I'm planning on buying an 8GB Pi 5 and was wondering if there was any way to connect the Pi 5 to a Chromebook for use as a monitor. I've tried looking for info online but couldn't find much. Thanks!
1 Answers
If part of the context here is that you don't have a screen and keyboard to do the initial setup of the Pi, etc., then no, connecting it to a chromebook is not a feasible solution and I highly recommend you beg borrow or steal a screen and keyboard for at least a few hours.
If you mean you want to physically connect them via a USB cable or something, this is really a question about your chromebook we cannot answer, but it is almost certainly no, which is generally the answer to, "Can I physically plug another computer into my laptop to use its screen?".
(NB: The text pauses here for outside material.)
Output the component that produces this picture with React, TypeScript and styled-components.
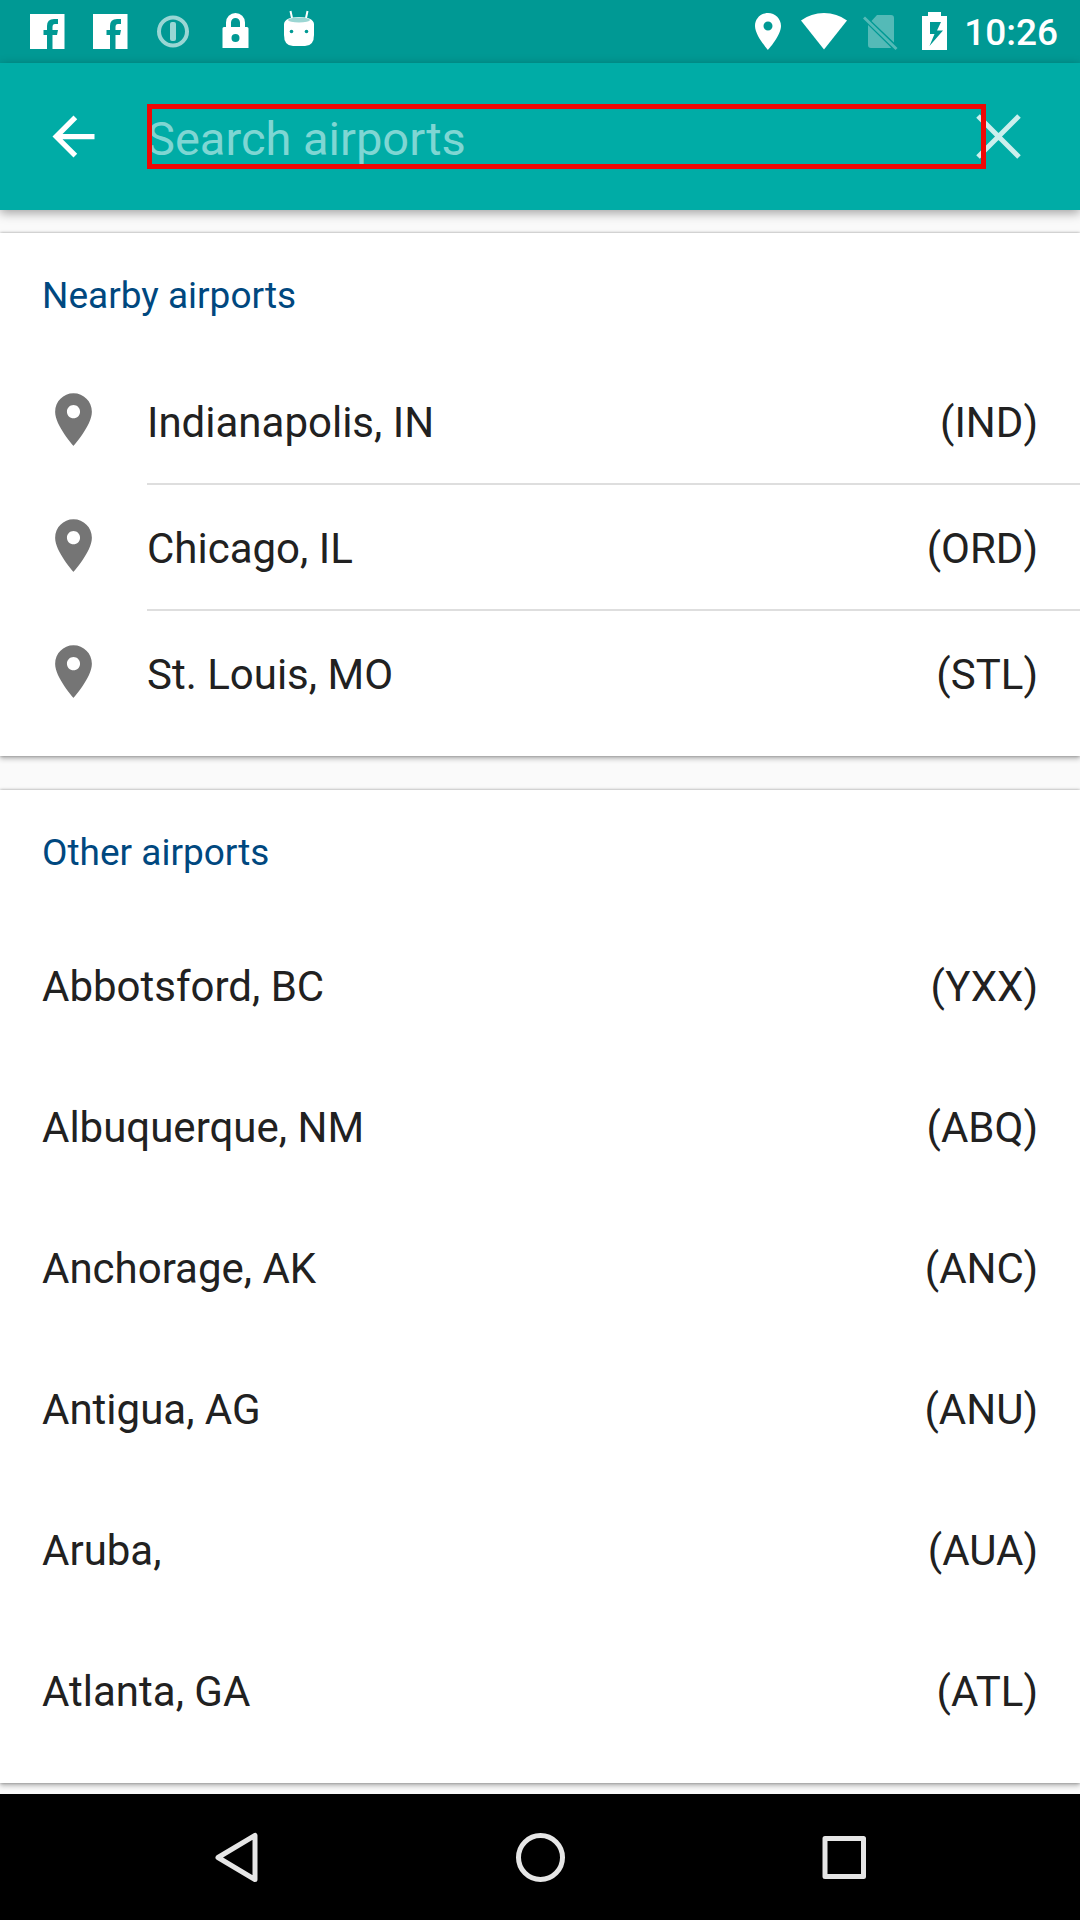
import React from "react";
import styled, { createGlobalStyle } from "styled-components";

const GlobalStyle = createGlobalStyle`
  * { box-sizing: border-box; }
  body { margin: 0; background: #fafafa; }
  body, button, input { font-family: Roboto, "Noto Sans", sans-serif; }
`;

const Screen = styled.div`
  display: flex;
  flex-direction: column;
  min-height: 100vh;
  color: #212121;
`;

const StatusBar = styled.div`
  display: flex;
  align-items: center;
  justify-content: space-between;
  height: 63px;
  padding: 0 22px 0 26px;
  background: #009994;
`;

const StatusGroup = styled.div<{ $gap: number }>`
  display: flex;
  align-items: center;
  gap: ${(p) => p.$gap}px;
`;

const StatusIcon = styled.svg`
  display: block;
  width: 42px;
  height: 63px;
  fill: #fff;
`;

const Clock = styled.time`
  margin-left: -7px;
  padding-top: 3px;
  color: #fff;
  font-size: 37px;
  font-weight: 500;
  line-height: 44px;
`;

const Toolbar = styled.header`
  position: relative;
  z-index: 1;
  display: flex;
  align-items: center;
  height: 147px;
  padding: 0 50px 0 42px;
  background: #00aca6;
  box-shadow: 0 3px 10px rgba(0, 0, 0, 0.36);
`;

const IconButton = styled.button`
  flex: none;
  display: block;
  padding: 0;
  border: 0;
  background: none;
  cursor: pointer;
`;

const CloseButton = styled(IconButton)`
  margin-left: -19px;
`;

const ActionIcon = styled.svg`
  display: block;
  width: 63px;
  height: 63px;
`;

const SearchInput = styled.input`
  position: relative;
  z-index: 1;
  flex: 1;
  min-width: 0;
  height: 65px;
  margin-left: 42px;
  padding: 3px 0 0;
  border: 0;
  outline: 5px solid #ee0805;
  outline-offset: -5px;
  background: none;
  color: #fff;
  font-size: 47px;
  &::placeholder {
    color: #7fd6d3;
    opacity: 1;
  }
`;

const Content = styled.main`
  flex: 1;
  display: flex;
  flex-direction: column;
  gap: 34px;
  padding: 23px 0 11px;
`;

const Card = styled.section<{ $bottom: number }>`
  padding-bottom: ${(p) => p.$bottom}px;
  background: #fff;
  box-shadow: 0 3px 5px rgba(0, 0, 0, 0.24), 0 0 3px rgba(0, 0, 0, 0.36);
`;

const CardTitle = styled.h2`
  margin: 0;
  padding: 0 42px;
  color: #00487f;
  font-size: 37px;
  font-weight: 400;
  line-height: 126px;
`;

const List = styled.ul`
  margin: 0;
  padding: 0;
  list-style: none;
`;

const Row = styled.li<{ $height: number }>`
  display: flex;
  align-items: center;
  height: ${(p) => p.$height}px;
  padding-left: 42px;
`;

const RowBody = styled.div<{ $divided?: boolean; $top?: number }>`
  flex: 1;
  align-self: stretch;
  display: flex;
  align-items: center;
  justify-content: space-between;
  padding: ${(p) => p.$top ?? 0}px 42px 0 0;
  box-shadow: ${(p) => (p.$divided ? "inset 0 -2px #dedede" : "none")};
  font-size: 42px;
  line-height: 50px;
`;

const PinIcon = styled.svg`
  flex: none;
  width: 63px;
  height: 63px;
  margin: 0 42px 5px 0;
  fill: #757575;
`;

const NavBar = styled.nav`
  display: flex;
  align-items: center;
  justify-content: center;
  gap: 178px;
  height: 126px;
  background: #000;
`;

const NavIcon = styled.svg`
  display: block;
  width: 126px;
  height: 126px;
  fill: none;
  stroke: #e6e6e6;
  stroke-width: 5;
  stroke-linejoin: round;
`;

const PIN =
  "M12 2C8.13 2 5 5.13 5 9c0 5.25 7 13 7 13s7-7.75 7-13c0-3.87-3.13-7-7-7zm0 9.5c-1.38 0-2.5-1.12-2.5-2.5s1.12-2.5 2.5-2.5 2.5 1.12 2.5 2.5-1.12 2.5-2.5 2.5z";

const nearby = [
  { city: "Indianapolis, IN", code: "IND" },
  { city: "Chicago, IL", code: "ORD" },
  { city: "St. Louis, MO", code: "STL" },
];

const others = [
  { city: "Abbotsford, BC", code: "YXX" },
  { city: "Albuquerque, NM", code: "ABQ" },
  { city: "Anchorage, AK", code: "ANC" },
  { city: "Antigua, AG", code: "ANU" },
  { city: "Aruba,", code: "AUA" },
  { city: "Atlanta, GA", code: "ATL" },
];

function FacebookIcon() {
  return (
    <StatusIcon viewBox="0 0 42 63" aria-hidden="true">
      <path d="M4 14H38.500V49H26.500V35H31L32 30H26.500V27Q26.500 24 29 24H32V19H28Q21 19 21 26V30H17.500V35H21V49H4Z" />
    </StatusIcon>
  );
}

export default function App() {
  return (
    <Screen>
      <GlobalStyle />
      <StatusBar>
        <StatusGroup $gap={21}>
          <FacebookIcon />
          <FacebookIcon />
          <StatusIcon viewBox="0 0 42 63" opacity="0.6" aria-hidden="true">
            <circle cx="21" cy="31.5" r="14" fill="none" stroke="#fff" strokeWidth="4" />
            <rect x="18" y="22" width="6" height="19" rx="2" />
          </StatusIcon>
          <StatusIcon viewBox="0 0 42 63" aria-hidden="true">
            <path d="M13.500 29V22.500a7 7 0 0 1 14 0V29" fill="none" stroke="#fff" strokeWidth="5" />
            <path
              fillRule="evenodd"
              d="M9 27H32Q33.500 27 33.500 28.500V48H7.500V28.500Q7.500 27 9 27ZM20.500 34a4 4 0 1 0 0 8a4 4 0 1 0 0-8Z"
            />
          </StatusIcon>
          <StatusIcon viewBox="0 0 42 63" aria-hidden="true">
            <path d="M12.500 11L14 18M29.500 11L28 18" stroke="#fff" strokeWidth="2" />
            <path d="M6 24Q7 17 21 17T36 24V35Q36 46 27 46H15Q6 46 6 35Z" />
            <ellipse cx="21" cy="20" rx="11" ry="2.500" fill="#9bd6d3" />
            <circle cx="13.500" cy="31.500" r="1.800" fill="#009994" />
            <circle cx="28.500" cy="31.500" r="1.800" fill="#009994" />
          </StatusIcon>
        </StatusGroup>
        <StatusGroup $gap={14}>
          <StatusIcon viewBox="0 0 42 63" aria-hidden="true">
            <path
              fillRule="evenodd"
              d="M21 13C13.800 13 8 18.800 8 26C8 35.500 21 50 21 50S34 35.500 34 26C34 18.800 28.200 13 21 13ZM21 21.500a4.500 4.500 0 1 1 0 9a4.500 4.500 0 1 1 0-9Z"
            />
          </StatusIcon>
          <StatusIcon viewBox="0 0 42 63" overflow="visible" aria-hidden="true">
            <path d="M-2 20.500Q8 13 21 13T44 20.500L21 49.500Z" />
          </StatusIcon>
          <StatusIcon viewBox="0 0 42 63" fillOpacity="0.33" aria-hidden="true">
            <path d="M18 15H32Q35 15 35 18V42.500L12.500 21ZM9 25L32 47.500Q31.500 48 31 48H12Q9 48 9 45ZM6 16.500L38.500 48L36.500 50L4 18.500Z" />
          </StatusIcon>
          <StatusIcon viewBox="0 0 42 63" aria-hidden="true">
            <path
              fillRule="evenodd"
              d="M13 12H26V16H32V50H7V16H13ZM15 22V34H19.500L14.500 46L28 30.500H22L26 22Z"
            />
          </StatusIcon>
          <Clock>10:26</Clock>
        </StatusGroup>
      </StatusBar>

      <Toolbar>
        <IconButton type="button" aria-label="Back">
          <ActionIcon viewBox="0 0 24 24" fill="#fff">
            <path d="M20 11H7.830l5.590-5.590L12 4l-8 8 8 8 1.410-1.410L7.830 13H20v-2z" />
          </ActionIcon>
        </IconButton>
        <SearchInput type="text" placeholder="Search airports" aria-label="Search airports" />
        <CloseButton type="button" aria-label="Clear search">
          <ActionIcon viewBox="0 0 63 63" stroke="#ccefed" strokeWidth="5">
            <path d="M11 11L52 52M52 11L11 52" />
          </ActionIcon>
        </CloseButton>
      </Toolbar>

      <Content>
        <Card $bottom={19}>
          <CardTitle>Nearby airports</CardTitle>
          <List>
            {nearby.map((a, i) => (
              <Row key={a.code} $height={126}>
                <PinIcon viewBox="0 0 24 24" aria-hidden="true">
                  <path d={PIN} />
                </PinIcon>
                <RowBody $top={2} $divided={i < nearby.length - 1}>
                  <span>{a.city}</span>
                  <span>({a.code})</span>
                </RowBody>
              </Row>
            ))}
          </List>
        </Card>
        <Card $bottom={21}>
          <CardTitle>Other airports</CardTitle>
          <List>
            {others.map((a) => (
              <Row key={a.code} $height={141}>
                <RowBody>
                  <span>{a.city}</span>
                  <span>({a.code})</span>
                </RowBody>
              </Row>
            ))}
          </List>
        </Card>
      </Content>

      <NavBar>
        <IconButton type="button" aria-label="Back">
          <NavIcon viewBox="0 0 126 126">
            <path d="M45 63.500L82 41.500V85.500Z" />
          </NavIcon>
        </IconButton>
        <IconButton type="button" aria-label="Home">
          <NavIcon viewBox="0 0 126 126">
            <circle cx="63.500" cy="63.500" r="22" />
          </NavIcon>
        </IconButton>
        <IconButton type="button" aria-label="Recent apps">
          <NavIcon viewBox="0 0 126 126">
            <rect x="44" y="44.500" width="38.500" height="38" />
          </NavIcon>
        </IconButton>
      </NavBar>
    </Screen>
  );
}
Beyond that (ie., connection via network) the usual way to do this is via some form of remote desktop software. This will run inside Chrome OS on the chromebook and provide a window presenting the Pi GUI desktop or a GUI application running on it. The most popular mechanism for this is probably VNC; this is a generic category of software like "web browser", there are a few major implementations and not all of them are usable from the Pi side.
We currently have ~400 VNC oriented questions here, so I suggest you look through these and do some research of your own; if you find something you can't figure out or find an existing answer to then feel free to ask a specific question about that.
There are a couple of other options around:
It's possible for at least some chromebooks to use X forwarding. A minor issue with this is that the current version of RaspiOS does not use the X server anymore by default, but it can be configured to do so.
NoMachine is freeware which has an Android client that can be installed on Chrome OS (but YMMV).
WRT to bandwidth, if you have trouble over wifi and both the chromebook and the Pi have an ethernet jack free, you can connect them that way.